Quoiqu’il en soit, l’ensemble fonctionne très bien. Les acteurs/personnages sont criants de réalisme et demeurent très attachants que ce soit le caïd ou le manga-boy (yeux plongés dans ses dessins) en passant par la bombe du service. C’est surtout grâce à l’absence de vrais clichés, chacun ressemble à des anciens (ou actuels pour certains de mes lecteurs) camarades de collège ou de lycée, aucun n’est réellement figé dans son stéréotype. Le tour de force est de nous réussir à nous attacher à chacun d’entre eux malgré un casting phénoménal. On rigole avec eux, on souffre avec eux, on se pose des questions avec eux. Durant leur trajet de retour, on vit la Vie avec eux.
Bien évidemment, l’humour est présent notamment dans le début (ce qui explique peut-être pourquoi on s’attache aussi vite aux personnages) avec une mamie raciste mais surtout ce fameux Elijah et sa cascade involontaire. Là encore, on retrouve cette idée du Nous et du Je. Certaines personnes ne peuvent pas se passer du Nous car il est synonyme (du moins souvent) de rigolade et de déconne. Le temps d’un Nous, nos angoisses et nos questions existentielles disparaissent en faveur à l’amitié. L’espace d’un instant, nous ne sommes plus seuls sur cette planète. Mais plus on avance (plus le Je se fait fort), moins l’humour survient et plus les questions existentielles s’ouvrent. L’humour laisse donc la place au drame, le rire aux larmes et à la réflexion. Et ce diable d’Elijah fait les frais de cette transition à moins qu’il n’en soit le catalyseur.
On avait vu Cronenberg se planter quelque peu avec son car-movie Cosmopolis ne réussissant pas à dynamiser son montage étant restreint par l’environnement anxiogène de la voiture (même si c’était une limousine). Un doute s’installait alors à l’idée de visionner un « bus-movie » – l’environnement est certes plus grand mais tout de même, près d’une heure et demie dedans alors que nous passons des années de notre vie dans les transports en commun. Il fallait vraiment quelque chose pour avoir envie d’y retourner. Et si ce quelque chose était tout simplement une réalisation de Michel Gondry.
On connaissait l’amour de l’homme pour les expérimentations – la plupart du temps réussies – et bien The We and the I n’échappe pas à la règle et offre de bons effets. Pour les séquences hors bus (un camarade raconte son histoire à un autre), Michel Gondry emploie tout simplement un effet collant le plus à cette génération, une réalisation donnant l’impression que la scène a été filmé sur un téléphone portable. D’une qualité souvent déplorable (sans jamais nuire à la lisibilité, nous sommes chez Michel, hein), elle montre que le film a été réfléchi de bout en bout. Sans oublier ces beaux plans, où ces histoires s’affichent sur les vitres du bus marquant une volonté de séparer les deux univers en plus d’être un effet visuel sympathique. On ne peut pas non plus oublier ce générique d’ouverture où on retrouve la Gondry’s Touch.

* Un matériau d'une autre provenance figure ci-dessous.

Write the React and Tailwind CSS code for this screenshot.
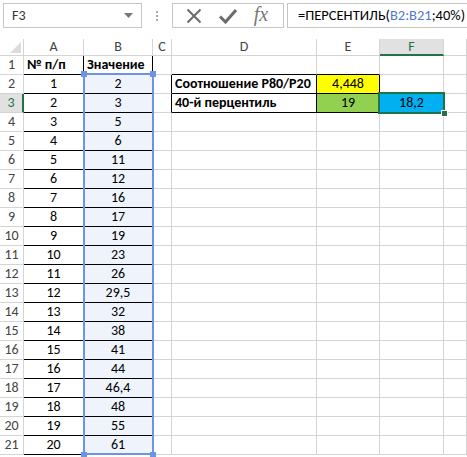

Après lecture d’interviews sur le film, j’en ai principalement retenu que le scénario a été suivi à la lettre niant mon impression d’improvisation, ça rend la chose encore plus impressionnante. Toutefois, ce scénario basé sur le vécu du réalisateur s’inspire aussi de la vie des acteurs sélectionnés afin d’offrir justement ce réalisme qui fait la force du film.